3) The Trust of the Prophet

But then thirdly, we see the trust of the prophet. Because we may be tempted to think that it is pretty easy. We just sit back and wait for God to equip us to do his work and then with a whiz and a bang it gets done. Elisha teaches us that there is the practical step of trusting God. Yes God will equip us to do his work, but he also expects us to get on with the task of trusting him and doing the work. See what happens to Elisha after Elijah is taken up to heaven. In verses 11 and 12 we are told that Elijah is taken up to heaven in a whirlwind accompanied by a chariot and horses of fire. Elijah sees this and tears his own clothes apart, perhaps partly in grief, and then he picks up Elijah’s old cloak. Elisha literally takes up Elijah’s mantle, his cloak. He knows that one era has passed and the next is here and he must bear the flag as God’s spokesman. Elisha is now God’s prophet. And the job starts now. There’s no time for reflection or time for a pastoral retreat in the hills of Judea. Immediately Elisha is faced with a test. If you remember, the last trip that Elijah did with Elisha back in verse 6 was to the Jordan, and they were able to cross it because Elijah hit the waters of the river with his cloak and they parted. Well now Elisha must get back to Judea. He’s on the wrong side of the Jordan. There’s no bridge and the water is deep. So what will he do?

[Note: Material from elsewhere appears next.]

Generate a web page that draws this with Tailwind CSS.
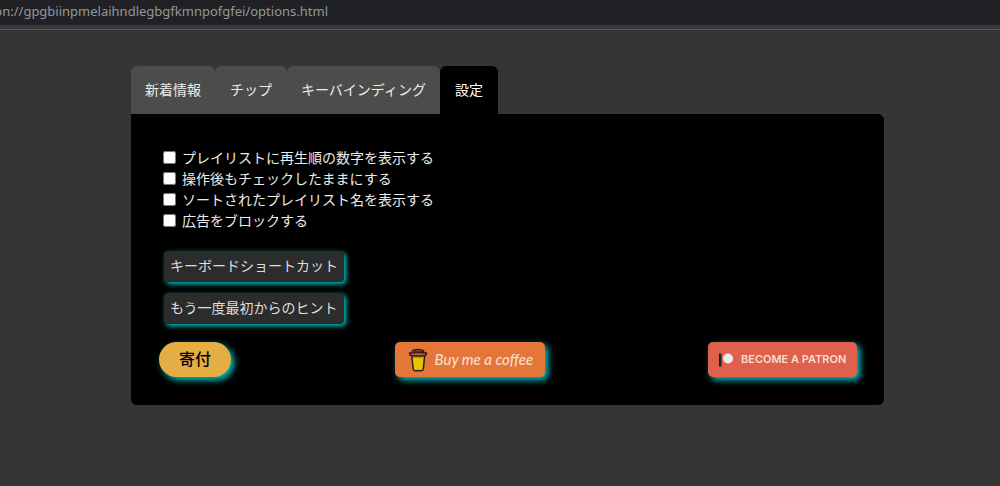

He must trust the Lord to do the same. See what he says in verse 14: He takes Elijah’s cloak and strikes the water and says: "Where now is the Lord, the God of Elijah?" In the end Elisha has simply to trust that God will hear his request. And the answer is clear, as the waters divide. The God of Elijah is with Elisha in just as great a power. Elisha’s trust in God is seen to be well founded. That’s the trust of the prophet.

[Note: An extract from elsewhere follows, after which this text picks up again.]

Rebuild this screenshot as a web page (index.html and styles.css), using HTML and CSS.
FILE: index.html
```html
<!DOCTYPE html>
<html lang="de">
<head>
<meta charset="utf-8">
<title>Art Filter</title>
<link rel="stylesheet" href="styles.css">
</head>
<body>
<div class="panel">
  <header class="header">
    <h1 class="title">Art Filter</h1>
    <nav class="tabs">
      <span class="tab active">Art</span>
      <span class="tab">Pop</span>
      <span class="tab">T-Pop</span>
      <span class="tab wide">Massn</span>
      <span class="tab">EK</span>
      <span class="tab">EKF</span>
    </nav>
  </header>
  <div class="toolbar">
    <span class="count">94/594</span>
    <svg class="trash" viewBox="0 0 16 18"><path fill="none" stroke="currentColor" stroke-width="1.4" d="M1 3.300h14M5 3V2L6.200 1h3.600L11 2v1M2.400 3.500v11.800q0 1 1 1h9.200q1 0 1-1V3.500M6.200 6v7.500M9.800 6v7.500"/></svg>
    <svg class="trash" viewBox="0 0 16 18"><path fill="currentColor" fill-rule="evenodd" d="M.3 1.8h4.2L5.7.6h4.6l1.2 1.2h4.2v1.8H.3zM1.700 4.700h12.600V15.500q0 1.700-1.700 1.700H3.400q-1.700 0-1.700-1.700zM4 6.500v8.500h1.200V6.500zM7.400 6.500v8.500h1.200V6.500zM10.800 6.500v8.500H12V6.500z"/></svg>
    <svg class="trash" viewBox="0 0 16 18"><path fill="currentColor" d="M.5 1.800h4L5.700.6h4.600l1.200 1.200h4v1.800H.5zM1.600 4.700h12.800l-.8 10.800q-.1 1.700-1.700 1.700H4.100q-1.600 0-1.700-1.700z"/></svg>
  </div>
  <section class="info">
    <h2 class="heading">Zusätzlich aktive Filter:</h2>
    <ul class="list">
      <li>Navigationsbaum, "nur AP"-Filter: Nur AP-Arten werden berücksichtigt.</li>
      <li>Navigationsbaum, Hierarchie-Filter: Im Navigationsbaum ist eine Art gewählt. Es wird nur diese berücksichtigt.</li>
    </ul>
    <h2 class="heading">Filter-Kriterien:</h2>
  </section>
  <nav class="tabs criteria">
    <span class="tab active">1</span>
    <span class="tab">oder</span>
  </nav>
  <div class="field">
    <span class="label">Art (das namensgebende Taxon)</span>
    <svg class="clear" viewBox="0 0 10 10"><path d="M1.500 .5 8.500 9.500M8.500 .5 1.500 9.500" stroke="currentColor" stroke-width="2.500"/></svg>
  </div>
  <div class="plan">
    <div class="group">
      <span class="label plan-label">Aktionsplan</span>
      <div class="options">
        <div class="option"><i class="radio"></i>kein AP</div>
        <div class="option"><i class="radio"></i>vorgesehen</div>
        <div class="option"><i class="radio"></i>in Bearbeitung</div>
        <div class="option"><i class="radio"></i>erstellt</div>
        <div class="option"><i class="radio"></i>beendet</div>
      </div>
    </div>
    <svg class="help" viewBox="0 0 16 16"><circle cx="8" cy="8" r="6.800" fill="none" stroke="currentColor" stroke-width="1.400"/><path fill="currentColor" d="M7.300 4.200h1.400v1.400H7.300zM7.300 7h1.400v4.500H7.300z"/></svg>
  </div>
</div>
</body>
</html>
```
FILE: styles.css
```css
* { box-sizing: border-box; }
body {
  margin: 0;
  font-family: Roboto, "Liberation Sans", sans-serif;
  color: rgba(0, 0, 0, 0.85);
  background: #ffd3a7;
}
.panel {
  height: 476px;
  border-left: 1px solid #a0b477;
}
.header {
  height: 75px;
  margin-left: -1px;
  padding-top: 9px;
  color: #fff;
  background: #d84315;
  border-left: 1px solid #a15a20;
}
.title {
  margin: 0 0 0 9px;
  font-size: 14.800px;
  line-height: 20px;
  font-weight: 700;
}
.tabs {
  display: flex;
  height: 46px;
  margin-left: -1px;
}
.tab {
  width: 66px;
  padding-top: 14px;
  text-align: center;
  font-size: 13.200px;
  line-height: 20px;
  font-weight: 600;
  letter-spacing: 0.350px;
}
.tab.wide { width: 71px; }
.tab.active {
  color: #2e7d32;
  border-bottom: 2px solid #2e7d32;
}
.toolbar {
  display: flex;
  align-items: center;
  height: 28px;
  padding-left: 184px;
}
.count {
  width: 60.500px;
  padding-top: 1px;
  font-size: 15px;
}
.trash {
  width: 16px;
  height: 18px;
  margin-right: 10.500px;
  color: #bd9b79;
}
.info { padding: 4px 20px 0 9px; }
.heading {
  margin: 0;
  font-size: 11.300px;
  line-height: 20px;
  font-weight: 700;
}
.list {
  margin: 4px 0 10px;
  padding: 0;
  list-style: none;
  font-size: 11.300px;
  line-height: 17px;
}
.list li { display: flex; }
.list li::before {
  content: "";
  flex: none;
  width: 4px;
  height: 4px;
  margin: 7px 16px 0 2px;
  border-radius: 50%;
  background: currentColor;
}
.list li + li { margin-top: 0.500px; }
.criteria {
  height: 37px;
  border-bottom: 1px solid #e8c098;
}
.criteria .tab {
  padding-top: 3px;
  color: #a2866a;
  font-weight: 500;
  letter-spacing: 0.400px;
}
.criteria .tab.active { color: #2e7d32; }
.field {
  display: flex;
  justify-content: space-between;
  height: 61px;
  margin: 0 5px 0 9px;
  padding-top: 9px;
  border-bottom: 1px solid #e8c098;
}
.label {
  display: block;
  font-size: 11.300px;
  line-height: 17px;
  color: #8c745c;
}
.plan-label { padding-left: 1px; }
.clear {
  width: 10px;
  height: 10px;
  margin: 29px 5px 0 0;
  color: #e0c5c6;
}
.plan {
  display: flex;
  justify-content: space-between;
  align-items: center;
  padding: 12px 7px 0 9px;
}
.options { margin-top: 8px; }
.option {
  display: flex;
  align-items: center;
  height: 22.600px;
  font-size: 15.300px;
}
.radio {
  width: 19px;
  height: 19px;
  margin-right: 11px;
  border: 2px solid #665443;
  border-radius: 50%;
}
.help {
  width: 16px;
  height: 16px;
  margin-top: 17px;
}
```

And again there is a challenge here for us. We may well be gifted by God and have read all the books and have prayed for the strength we need to do God’s work, but at the end of the day there comes a time when we simply need to trust God and get on with it. To be willing to put ourselves in the situation when we are forced to trust in the God who has equipped us. A few years ago I tried my hand at abseiling. For those who don’t know, abseiling is the ridiculous sport of walking down cliffs backwards. It sounds daft and quite frankly it is. But the thing about abseiling is that in order to do it properly, you have to lean right back so that you are perpendicular to the rock face. You don’t climb down, you walk down backwards. And unless you lean right back so that your back is parallel to the floor, you end up simply scrapping your hands and knees against the rock. And the hardest bit of all is taking that first step backwards over the cliff. Once you’ve done it, it’s fine. But you need to trust the other guy on the end of the rope and take that first step over the cliff.

And that’s the challenge for the Christian. To be willing to give ourselves whole heartedly to God’s work in evangelism, service in the church, and to practical holiness in a way which shows that we trust the Lord fully and are willing to use the gifts he has give to us. And it’s not until we do trust him, and if you like take that first step over the edge, that we will see he will strengthen us and uphold us in whatever he asks us to do. Only then will we realise that he is holding on to us and won’t let us go. And if I may say so it is the younger generation that particularly need to take this to heart, those in their teens, their twenties and thirties. For our generation is so taken up with the desire to please ourselves and to do what we want, that even in the church there is a serious danger that faithful Christianity will be a thing of the past. If the gospel is to be taken to our generation then it is people like you and me who will need to consider our lives cheap for the sake of Christ. Like Elisha we will need to take risks for God and be willing to show our trust in him in radical and costly ways. Listen to these words of the Christian writer John Stott: "Where are the evangelical young men and women who are determined by God’s grace to stand firm in Scripture, refusing to be swept off their feet by the prevailing winds of fashion, who are resolved to continue in it and live by it, relating the Word to the world in order to obey it, and who are committed to passing it on…." Well there are many here, if you are up for the challenge. Look at Elisha- the Trust of the Prophet.

 

4) The Fulfilment of the Prophet

And then lastly and briefly we see the fulfilment of the prophet. And the fulfilment of the prophet is seen in Jesus Christ. You see the NT makes it clear that the OT looks forward to Jesus. In the OT we see the sufferings and glories of Jesus predicted. And the person of Elisha is no exception. The prophets of the OT looked forward to a time when Elijah would return. And he would make ready the way for the Lord himself to come. John the Baptist was the one to fill Elijah’s shoes, the one to prepare the people in the way Elijah had for God to come in salvation and judgement. And so just as Joshua followed Moses, and Elisha followed Elijah, so Jesus followed John. And in Elisha we see a foreshadowing of our great Lord and Saviour Jesus Christ. He is the one who was committed to his Father’s will 100%. He is the one who was equipped with the Spirit at his baptism to do God’s work. He was the one who showed his trust in his Father’s plan as he gave himself to death, even death on a cross. And unlike Elijah and Elisha, he is the one who reigns supreme as the risen Lord. It is to him that we must give an account of ourselves and our commitment to his work. He is the one who gives the Spirit to the church. He is the one that upholds us as we do his work. Jesus the second Elisha. Ultimately the stories of Elisha point us to Jesus, the fulfilment of the prophet.

Well leaders come and go, but God’s work goes on. He raises up another to take the place of the last. And so it falls to us to carry the baton and keep up God’s work. So let’s learn from the commitment of the prophet that we too must be committed people. Let’s learn from the equipping of the prophet that God equips his people for his work. Let’s learn from the trust of the prophet that God asks us to trust him as we do his work. And let’s learn from the fulfilment of the prophet that ultimately we are pointed to Jesus in all his glory and majesty.